[Start of Given information]
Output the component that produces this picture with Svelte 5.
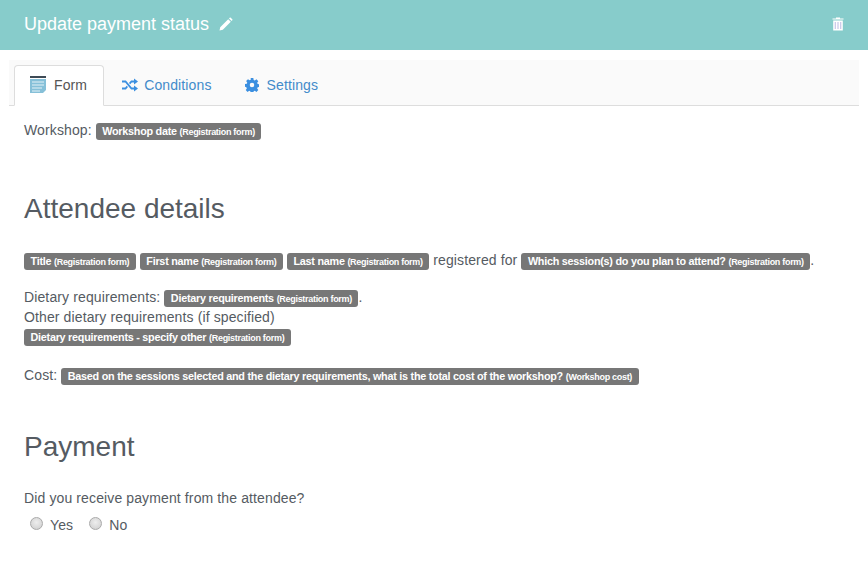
<script lang="ts">
    const tabs = [
        { id: "form", label: "Form" },
        { id: "conditions", label: "Conditions" },
        { id: "settings", label: "Settings" },
    ];
</script>

{#snippet tag(name: string, source: string)}
    <span class="tag">{name} <small>({source})</small></span>
{/snippet}

<header class="title-bar">
    <h1>Update payment status</h1>
    <svg class="pencil" viewBox="0 0 14 14" width="14" height="14">
        <path d="M0.500 13.500l.7-3.300L9.200 2.200l2.600 2.600-8 8z M10 1.400l.7-.7c.3-.3.7-.3 1 0l1.600 1.600c.3.3.3.7 0 1l-.7.7z" fill="#fff" />
    </svg>
    <svg class="trash" viewBox="0 0 12 14" width="12" height="14">
        <path d="M4 1.500V.5h4v1h3.500v1H.5v-1z M1.200 3.500h9.600V13.500H1.200z" fill="#fff" />
        <path d="M3.300 5v7M6 5v7M8.700 5v7" stroke="#c9c6e8" stroke-width="1.200" />
    </svg>
</header>

<main class="content">
    <nav class="tabs">
        {#each tabs as t}
            <a class="tab" class:active={t.id === "form"} href="#{t.id}">
                {#if t.id === "form"}
                    <svg viewBox="0 0 16 18" width="16" height="18">
                        <path d="M0 0h16v2H0z" fill="#3d4a55" />
                        <path d="M0 3h16v11l-3 3H0z" fill="#86c0d8" />
                        <path d="M2 6h12M2 9h12M2 12h10M2 15h8" stroke="#e4f2f7" stroke-width="1" />
                    </svg>
                {:else if t.id === "conditions"}
                    <svg viewBox="0 0 16 14" width="16" height="14">
                        <path d="M0 3.500h3.500l6 7H12M0 10.500h3.500l1.800-2.100M7.600 5.600l1.900-2.100H12" fill="none" stroke="#3b8fe0" stroke-width="1.800" />
                        <path d="M12 0.500l4 3-4 3zM12 7.500l4 3-4 3z" fill="#3b8fe0" />
                    </svg>
                {:else}
                    <svg viewBox="0 0 16 16" width="14" height="14">
                        <path fill-rule="evenodd" d="M6.500 0h3l.4 2.200 1.300.6 1.900-1.300 2.100 2.100-1.300 1.900.6 1.300 2.200.4v3l-2.200.4-.6 1.300 1.300 1.900-2.100 2.100-1.900-1.300-1.300.6-.4 2.200h-3l-.4-2.200-1.300-.6-1.900 1.300-2.100-2.100 1.300-1.900-.6-1.300L-.2 10V7l2.200-.4.6-1.300-1.300-1.900 2.100-2.100 1.900 1.300 1.300-.6zM8 5.400a2.600 2.600 0 1 0 0 5.200 2.600 2.600 0 0 0 0-5.200z" fill="#3b8fe0" />
                    </svg>
                {/if}
                <span>{t.label}</span>
            </a>
        {/each}
    </nav>

    <div class="body">
        <p class="workshop">Workshop: {@render tag("Workshop date", "Registration form")}</p>

        <h2 class="attendee">Attendee details</h2>

        <p class="names">
            {@render tag("Title", "Registration form")}
            {@render tag("First name", "Registration form")}
            {@render tag("Last name", "Registration form")}
            registered for
            {@render tag("Which session(s) do you plan to attend?", "Registration form")}.
        </p>

        <p class="dietary">
            Dietary requirements: {@render tag("Dietary requirements", "Registration form")}.<br />
            Other dietary requirements (if specified)<br />
            {@render tag("Dietary requirements - specify other", "Registration form")}
        </p>

        <p class="cost">
            Cost: {@render tag("Based on the sessions selected and the dietary requirements, what is the total cost of the workshop?", "Workshop cost")}
        </p>

        <h2 class="payment">Payment</h2>

        <p class="question">Did you receive payment from the attendee?</p>
        <div class="radios">
            <label><input type="radio" name="paid" /> Yes</label>
            <label><input type="radio" name="paid" /> No</label>
        </div>
    </div>
</main>

<style>
    :global(body) {
        background: #fff;
        font-family: "Liberation Sans", Arial, sans-serif;
        font-size: 14px;
        line-height: 20px;
        letter-spacing: 0.12px;
        color: #555b62;
    }

    .title-bar {
        height: 50px;
        background: #87cccb;
        display: flex;
        align-items: center;
        padding: 0 24px 3px;
        color: #fff;
        box-sizing: border-box;
    }

    h1 {
        margin: 0;
        font-size: 18px;
        font-weight: 400;
        letter-spacing: 0;
    }

    .pencil {
        margin-left: 10px;
    }

    .trash {
        margin-left: auto;
    }

    .content {
        padding: 10px 9px 0;
    }

    .tabs {
        display: flex;
        background: #fafafa;
        border-bottom: 1px solid #ddd;
        padding: 5px 0 0 5px;
        height: 40px;
    }

    .tab {
        display: flex;
        align-items: center;
        gap: 6px;
        padding: 0 14px 2px 17px;
        height: 41px;
        box-sizing: border-box;
        border: 1px solid transparent;
        border-radius: 4px 4px 0 0;
        color: #428bca;
        text-decoration: none;
    }

    .tab:last-child {
        gap: 8px;
    }

    .tab.active {
        gap: 8px;
        padding: 0 16px 2px 15px;
        background: #fff;
        border-color: #ddd;
        border-bottom-color: #fff;
        color: #555;
    }

    .body {
        padding: 0 15px;
    }

    p {
        margin: 0;
    }

    h2 {
        margin: 0;
        font-size: 28px;
        line-height: 32px;
        font-weight: 400;
        letter-spacing: 0;
    }

    .workshop { margin-top: 14px; }
    .attendee { margin-top: 53px; }
    .names { margin-top: 25px; }
    .dietary { margin-top: 18px; line-height: 19.5px; }
    .cost { margin-top: 18px; }
    .payment { margin-top: 46px; }
    .question { margin-top: 25px; }

    .tag {
        display: inline;
        background: #777;
        color: #fff;
        font-size: 10.8px;
        font-weight: 700;
        line-height: 1;
        letter-spacing: -0.25px;
        padding: 2px 6.5px 3px;
        border-radius: 3px;
    }

    .tag small {
        font-size: 9px;
        letter-spacing: -0.3px;
    }

    .radios {
        display: flex;
        gap: 16px;
        margin-top: 7px;
        padding-left: 6px;
    }

    .radios label {
        display: flex;
        align-items: center;
        gap: 7px;
    }

    .radios input {
        appearance: none;
        width: 13px;
        height: 13px;
        margin: -3px 0 0;
        border-radius: 50%;
        border: 1px solid #aaa;
        background: radial-gradient(circle at 50% 40%, #eee, #ccc);
    }
</style>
[End of Given information]
(Aim of the exercise): Images should not appear in the copy; retype the listing above exactly.

(Solution to this exercise):
Output the component that produces this picture with Svelte 5.
<script lang="ts">
    const tabs = [
        { id: "form", label: "Form" },
        { id: "conditions", label: "Conditions" },
        { id: "settings", label: "Settings" },
    ];
</script>

{#snippet tag(name: string, source: string)}
    <span class="tag">{name} <small>({source})</small></span>
{/snippet}

<header class="title-bar">
    <h1>Update payment status</h1>
    <svg class="pencil" viewBox="0 0 14 14" width="14" height="14">
        <path d="M0.500 13.500l.7-3.300L9.200 2.200l2.600 2.600-8 8z M10 1.400l.7-.7c.3-.3.7-.3 1 0l1.600 1.600c.3.3.3.7 0 1l-.7.7z" fill="#fff" />
    </svg>
    <svg class="trash" viewBox="0 0 12 14" width="12" height="14">
        <path d="M4 1.500V.5h4v1h3.500v1H.5v-1z M1.200 3.500h9.600V13.500H1.200z" fill="#fff" />
        <path d="M3.300 5v7M6 5v7M8.700 5v7" stroke="#c9c6e8" stroke-width="1.200" />
    </svg>
</header>

<main class="content">
    <nav class="tabs">
        {#each tabs as t}
            <a class="tab" class:active={t.id === "form"} href="#{t.id}">
                {#if t.id === "form"}
                    <svg viewBox="0 0 16 18" width="16" height="18">
                        <path d="M0 0h16v2H0z" fill="#3d4a55" />
                        <path d="M0 3h16v11l-3 3H0z" fill="#86c0d8" />
                        <path d="M2 6h12M2 9h12M2 12h10M2 15h8" stroke="#e4f2f7" stroke-width="1" />
                    </svg>
                {:else if t.id === "conditions"}
                    <svg viewBox="0 0 16 14" width="16" height="14">
                        <path d="M0 3.500h3.500l6 7H12M0 10.500h3.500l1.800-2.100M7.600 5.600l1.900-2.100H12" fill="none" stroke="#3b8fe0" stroke-width="1.800" />
                        <path d="M12 0.500l4 3-4 3zM12 7.500l4 3-4 3z" fill="#3b8fe0" />
                    </svg>
                {:else}
                    <svg viewBox="0 0 16 16" width="14" height="14">
                        <path fill-rule="evenodd" d="M6.500 0h3l.4 2.200 1.300.6 1.900-1.300 2.100 2.100-1.300 1.900.6 1.300 2.200.4v3l-2.200.4-.6 1.300 1.300 1.900-2.100 2.100-1.900-1.300-1.300.6-.4 2.200h-3l-.4-2.200-1.300-.6-1.900 1.300-2.100-2.100 1.300-1.900-.6-1.300L-.2 10V7l2.200-.4.6-1.300-1.300-1.900 2.100-2.100 1.900 1.300 1.300-.6zM8 5.400a2.600 2.600 0 1 0 0 5.200 2.600 2.600 0 0 0 0-5.200z" fill="#3b8fe0" />
                    </svg>
                {/if}
                <span>{t.label}</span>
            </a>
        {/each}
    </nav>

    <div class="body">
        <p class="workshop">Workshop: {@render tag("Workshop date", "Registration form")}</p>

        <h2 class="attendee">Attendee details</h2>

        <p class="names">
            {@render tag("Title", "Registration form")}
            {@render tag("First name", "Registration form")}
            {@render tag("Last name", "Registration form")}
            registered for
            {@render tag("Which session(s) do you plan to attend?", "Registration form")}.
        </p>

        <p class="dietary">
            Dietary requirements: {@render tag("Dietary requirements", "Registration form")}.<br />
            Other dietary requirements (if specified)<br />
            {@render tag("Dietary requirements - specify other", "Registration form")}
        </p>

        <p class="cost">
            Cost: {@render tag("Based on the sessions selected and the dietary requirements, what is the total cost of the workshop?", "Workshop cost")}
        </p>

        <h2 class="payment">Payment</h2>

        <p class="question">Did you receive payment from the attendee?</p>
        <div class="radios">
            <label><input type="radio" name="paid" /> Yes</label>
            <label><input type="radio" name="paid" /> No</label>
        </div>
    </div>
</main>

<style>
    :global(body) {
        background: #fff;
        font-family: "Liberation Sans", Arial, sans-serif;
        font-size: 14px;
        line-height: 20px;
        letter-spacing: 0.12px;
        color: #555b62;
    }

    .title-bar {
        height: 50px;
        background: #87cccb;
        display: flex;
        align-items: center;
        padding: 0 24px 3px;
        color: #fff;
        box-sizing: border-box;
    }

    h1 {
        margin: 0;
        font-size: 18px;
        font-weight: 400;
        letter-spacing: 0;
    }

    .pencil {
        margin-left: 10px;
    }

    .trash {
        margin-left: auto;
    }

    .content {
        padding: 10px 9px 0;
    }

    .tabs {
        display: flex;
        background: #fafafa;
        border-bottom: 1px solid #ddd;
        padding: 5px 0 0 5px;
        height: 40px;
    }

    .tab {
        display: flex;
        align-items: center;
        gap: 6px;
        padding: 0 14px 2px 17px;
        height: 41px;
        box-sizing: border-box;
        border: 1px solid transparent;
        border-radius: 4px 4px 0 0;
        color: #428bca;
        text-decoration: none;
    }

    .tab:last-child {
        gap: 8px;
    }

    .tab.active {
        gap: 8px;
        padding: 0 16px 2px 15px;
        background: #fff;
        border-color: #ddd;
        border-bottom-color: #fff;
        color: #555;
    }

    .body {
        padding: 0 15px;
    }

    p {
        margin: 0;
    }

    h2 {
        margin: 0;
        font-size: 28px;
        line-height: 32px;
        font-weight: 400;
        letter-spacing: 0;
    }

    .workshop { margin-top: 14px; }
    .attendee { margin-top: 53px; }
    .names { margin-top: 25px; }
    .dietary { margin-top: 18px; line-height: 19.5px; }
    .cost { margin-top: 18px; }
    .payment { margin-top: 46px; }
    .question { margin-top: 25px; }

    .tag {
        display: inline;
        background: #777;
        color: #fff;
        font-size: 10.8px;
        font-weight: 700;
        line-height: 1;
        letter-spacing: -0.25px;
        padding: 2px 6.5px 3px;
        border-radius: 3px;
    }

    .tag small {
        font-size: 9px;
        letter-spacing: -0.3px;
    }

    .radios {
        display: flex;
        gap: 16px;
        margin-top: 7px;
        padding-left: 6px;
    }

    .radios label {
        display: flex;
        align-items: center;
        gap: 7px;
    }

    .radios input {
        appearance: none;
        width: 13px;
        height: 13px;
        margin: -3px 0 0;
        border-radius: 50%;
        border: 1px solid #aaa;
        background: radial-gradient(circle at 50% 40%, #eee, #ccc);
    }
</style>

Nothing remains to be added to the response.